Not
only because they have sold their souls for so cheap a price, but also because
power does not respect what it bends, Black public figures claiming leadership,
at the expense of truth, will never be respected by those to whom they have
submitted and compromised their principles.
In
light of this reality, it doesn’t take much of an imagination to understand the
competitive nature of human beings when faced with scarcity. When access to the
mechanisms for survival or prosperity are at stake, and cynically regulated by
external forces, the once proud and principled may now find themselves reduced
to the status of a beggar, and the once faithful public servant, pimped out
like a political prostitute, will ultimately find himself with neither friend
nor helper.
With
that said, part of white elite’s centuries’ long war on Black
self-determination, Black liberation, and indeed Black personhood, has been a
deliberate effort to create the non-threatening and defeated Black male image
as a balm to placate white fears and insecurities. Today, modernity’s "approved"
image of the Black man, particularly in America, continues to be that of the
docile, obedient and emasculated caricature of a faithful retainer and/or
longsuffering plantation loyalist or that of the overly eager partisan and
mouthpiece for the Liberal or Conservative paradigm.
Such
unrealistic, “Gone With the Wind,” interpretations of Black personhood, or
apologetics for bicameral politics for that matter, are not only an insult to
the memory of our enslaved ancestors, but they also constitute an assault upon
the legacy of the Black struggle in the United States.
Should
those who endured the terror of lynching, the humiliation of economic
exploitation and the intentional undermining of Black progress now become
deferential to the white liberal, as they once were to the white conservative?
Emphatically no!
Although
the end of Black enslavement allegedly came with the December 6, 1865
ratification of the 13th Amendment to the US Constitution, 151 years later,
among both the Jews and the Gentiles of the white elite, a mentality of
proprietorship still exists regarding the lives of Black people in America.

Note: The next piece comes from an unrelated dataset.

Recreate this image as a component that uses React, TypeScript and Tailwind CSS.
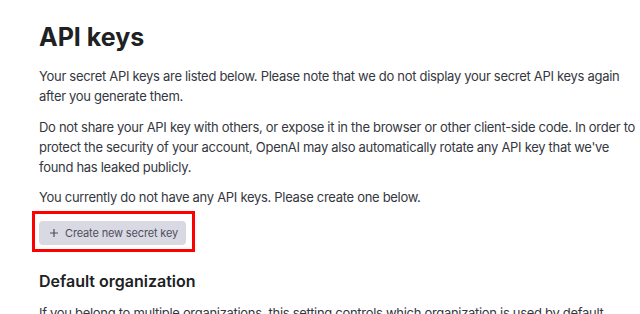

While this is perhaps understandable, that the white elite prefer to not lose
the power they have gained as masters over the land they once conquered, what
is indeed unfortunate is the eager willingness of some in Black leadership to
collaborate as plantation politicians.
Trauma and the of conditioning Black
leaders

Taking into account the 300 plus years history related to coercive motivation,
or motivation by fear, on plantations, underground mines, and the slave
breeding-farms of pre-Civil War America, life for millions of enslaved Black
men, women and children was to toil under the systematic horrors of violence
and terror on a daily basis. An environment where Blacks were legislatively
reduced to the status of beasts of the field, the lash, sexual violence and the
destruction of the family unit were all used as tools for control. Particularly
in the wake of the Haitian Revolution between 1791 and 1804, that gave birth to
the world’s first Black republic, the means and methods of suppressing Black
resistance to white rule, throughout the Western Hemisphere in general, became
more creative, brutal and oppressive. Defining in its wake the nature of
relations between Black and white people in Western culture for
generations to come, the concept of a Black man saying
"no," became an inconceivable affront to white supremacy.

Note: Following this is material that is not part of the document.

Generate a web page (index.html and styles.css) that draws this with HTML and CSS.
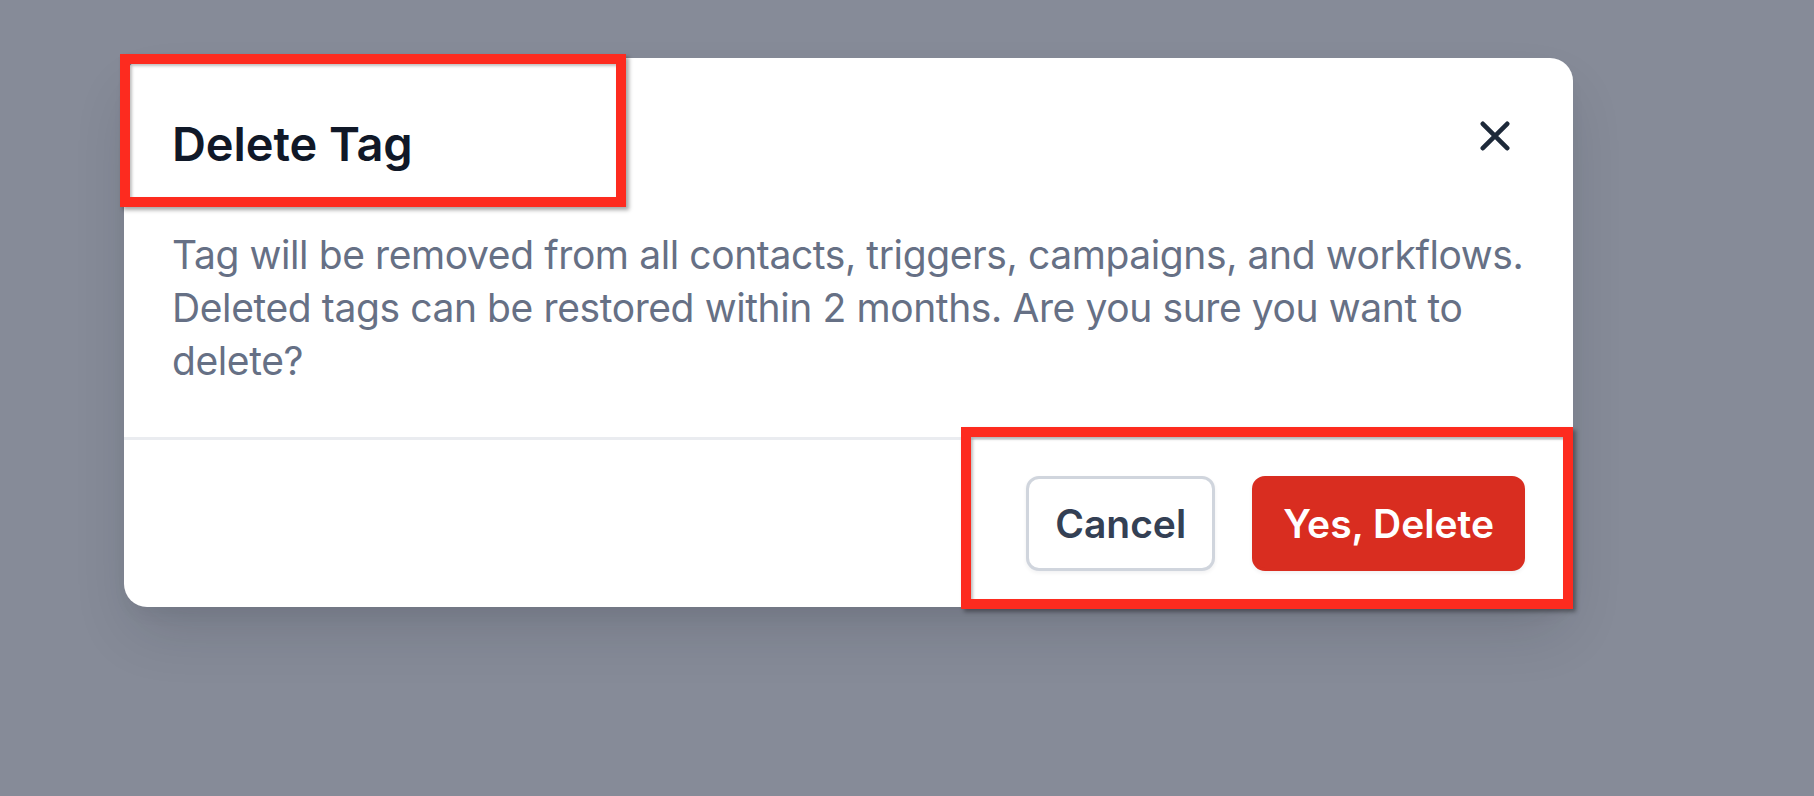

For enslaved Blacks in the United States, since at least 1555, the new social
contract demanded absolute obedience, recognition of the “inherent superiority
of whites,” or death and other punitive measures as the consequence for
refusing to comply. On the other hand, for Whites, the rule was for Blacks to
obey them without question and to recognize the inherent inferiority of their
“less than fully human chattel,” who had no legal rights or protections beyond
that of being the property of white slave owners until 1865.
Twelve years after the American Civil War, the Compromise of February 26, 1877,
which ended the deadlock between Samuel J. Tilden and Rutherford B. Hayes in
the disputed 1876 elections for the US presidency, federal troops occupying
southern states were removed and the protections previously afforded the
formerly enslaved Black populations were withdrawn. Opening the doors to a
second wave of terrorism, rape, lynching and murder, Blacks were driven from
political office, imprisoned in large numbers and returned to the plantations
as share-croppers relegated to peonage by racism and heavily weighted state’s
rights legislation.
As the 19th century gave way to the 20th century, the psychology of fear
continued to afflict America’s Black populace as many fled north and west
seeking refuge. Only to find the cruelty of the white Southerner replaced by
the exploitation and deception of the white Northerner, a new social contract
of go-along-to-get-along politics and non-economic liberalism, advocated by
philanthropic whites and others benefiting from excessive Black consumerism,
began to dismantle the concept of industry, entrepreneurship, land ownership
and the idea of nationhood among the Black masses.